A Bank holiday weekend, in gorgeous Fowey, was full of surprises. We arrived expecting rain but were met with blue skies and sunshine. It may not have been the weather for lazing on the beach but it was pleasant and warm in sheltered parts.
We had arrived towards evening and my husband had booked a meal at the local sailing club for our party of three. He had also issued an invitation to a friend who was delighted to accept. Thus, we wandered down at the appointed time. Our friend, who lives in Fowey, was already there.
“Did you know it was a Fitting Out dinner?” she asked us with a wicked smile.
“A fitting out dinner?” we repeated, innocently, “What is that?”
“Oh no, you mean you didn’t know?”
We frowned, a little nervous now and shook our heads.
“Today is the day that everyone has finished fitting out their boats for the Summer and this is a celebration,” she informed us triumphantly.
Her tone suggested we should be concerned. Was there to be a quiz? Was there some secret handshake involved? It all looked fairly normal to us. A group of hardened drinkers lounged by the bar, trestle tables lined the walls, each with places laid.
“Is this a formal dinner?” I hissed to my husband.
“Well, it did say a set meal,” he offered.
I glanced at the third member of our party, she shrugged, knowing no more than I. We didn’t own so much as a dinghy between us and the only thing we had fitted out recently, was a kitchen. We are more social members of the sailing club I suppose one could say.
Oh well, we decided, we’d wing it.
Our Fowey friend, whom I shall refer to as Elle, was grinning merrily, enjoying the situation.
“You’ll be fine,” she told us,
We sat down at a table that was already occupied by three of our fellow guests. Polite conversation ensued.
Our fellow guests were retired and had been working on their boat all day it seemed but, having cast aside work trousers and boat shoes, now donned full evening wear. We had been told that they were retired Historians (can historians ever truly retire? Isn’t that a bit like saying a story-teller retires?) They certainly knew their stuff and their stories were a delight to hear.
Among the interesting facts tossed our way, we learnt that Fowey had once been home to quite a few tea ladies. Apparently, these tea ladies would wait for a ship to come in and then go down to the harbour to greet the sailors. How kind, you may think, those poor, thirsty, sailors just dying for a cup of ‘Rosie Lee’. I fear this was not the case. Apparently, the ‘tea ladies’ provided a service and offered one price for a single sailor and another for the entire ship. (That’s a lot of tea!)

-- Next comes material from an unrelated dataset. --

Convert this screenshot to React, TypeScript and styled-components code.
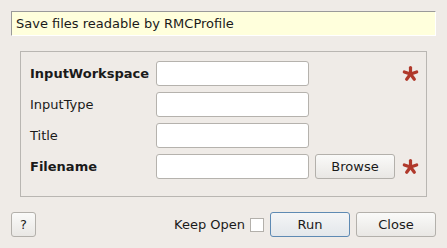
import React from "react";
import styled, { createGlobalStyle } from "styled-components";

const Global = createGlobalStyle`
  html, body { margin: 0; padding: 0; background: #efebe7; }
  body { font-family: "DejaVu Sans", "Liberation Sans", sans-serif; font-size: 13px; color: #1a1a1a; }
  * { box-sizing: border-box; }
`;

const Dialog = styled.div`
  width: 447px;
  height: 248px;
  padding: 11px 11px 0 11px;
  display: flex;
  flex-direction: column;
`;

const Description = styled.div`
  height: 25px;
  background: #ffffdc;
  border-top: 1px solid #9a9a9a;
  border-left: 1px solid #9a9a9a;
  border-right: 1px solid #ffffff;
  border-bottom: 1px solid #ffffff;
  padding: 0 0 0 4px;
  display: flex;
  align-items: center;
`;

const Group = styled.div`
  margin: 15px 9px 0 9px;
  height: 146px;
  border: 1px solid #b9b6b2;
  padding: 9px 0 0 9px;
  display: grid;
  grid-template-columns: 126px 153px 86px 30px;
  grid-auto-rows: 25px;
  column-gap: 0;
  row-gap: 6px;
  align-items: center;
`;

const Label = styled.div<{ $bold?: boolean }>`
  font-weight: ${(p) => (p.$bold ? "bold" : "normal")};
  grid-column: 1;
`;

const Input = styled.div`
  grid-column: 2;
  height: 25px;
  width: 153px;
  background: #ffffff;
  border: 1px solid #b5b2ad;
  border-radius: 3px;
`;

const Button = styled.button<{ $primary?: boolean; $w?: number }>`
  height: 25px;
  width: ${(p) => p.$w ?? 80}px;
  font-family: "DejaVu Sans", "Liberation Sans", sans-serif;
  font-size: 13px;
  color: #1a1a1a;
  padding: 0;
  border-radius: 3px;
  border: 1px solid ${(p) => (p.$primary ? "#5e8ab3" : "#b3b0ab")};
  background: ${(p) =>
    p.$primary
      ? "linear-gradient(#f4f5f6, #e3e7eb)"
      : "linear-gradient(#fafaf9, #e9e7e4)"};
`;

const BrowseCell = styled.div`
  grid-column: 3;
  display: flex;
  justify-content: flex-end;
`;

const StarCell = styled.div`
  grid-column: 4;
  display: flex;
  justify-content: center;
  align-items: center;
`;

const Footer = styled.div`
  margin-top: 15px;
  display: flex;
  align-items: center;
`;

const Spacer = styled.div`
  flex: 1;
`;

const KeepOpen = styled.label`
  display: flex;
  align-items: center;
  margin-right: 6px;
`;

const Check = styled.span`
  display: inline-block;
  width: 14px;
  height: 14px;
  margin-left: 5px;
  background: #ffffff;
  border: 1px solid #b3b0ab;
`;

const Gap = styled.div<{ $w: number }>`
  width: ${(p) => p.$w}px;
`;

const Star = () => (
  <svg width="17" height="17" viewBox="0 0 17 17">
    <g stroke="#b0392b" strokeWidth="3.2" strokeLinecap="round">
      {[0, 72, 144, 216, 288].map((a) => {
        const r = (a * Math.PI) / 180;
        const x = 8.5 + Math.sin(r) * 6.5;
        const y = 9 - Math.cos(r) * 6.5;
        return <line key={a} x1="8.5" y1="9" x2={x} y2={y} />;
      })}
    </g>
  </svg>
);

export default function App() {
  return (
    <>
      <Global />
      <Dialog>
        <Description>Save files readable by RMCProfile</Description>
        <Group>
          <Label $bold>InputWorkspace</Label>
          <Input />
          <div />
          <StarCell>
            <Star />
          </StarCell>
          <Label>InputType</Label>
          <Input />
          <div />
          <div />
          <Label>Title</Label>
          <Input />
          <div />
          <div />
          <Label $bold>Filename</Label>
          <Input />
          <BrowseCell>
            <Button>Browse</Button>
          </BrowseCell>
          <StarCell>
            <Star />
          </StarCell>
        </Group>
        <Footer>
          <Button $w={25}>?</Button>
          <Spacer />
          <KeepOpen>
            Keep Open
            <Check />
          </KeepOpen>
          <Button $primary>Run</Button>
          <Gap $w={6} />
          <Button>Close</Button>
        </Footer>
      </Dialog>
    </>
  );
}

Midway through the dinner, someone clapped their hands and asked for silence. He introduced someone else and sat down. A second person stood up to rapturous applause and said something that I couldn’t quite catch. This drew another round of applause and the person sat down. That, we decided, must have been the official Fitting Out Speech. If so, it was the shortest speech in history.
We turned back to our guests to continue our fascinating foray into the history of Fowey.
Having established that the title, Tea Lady, was a euphemism, we remembered hearing that our own house, in times gone by, had been listed as a Tea House. We had always thought that to mean it was used to store the tea brought in from the ships. Have we been labouring under a misapprehension?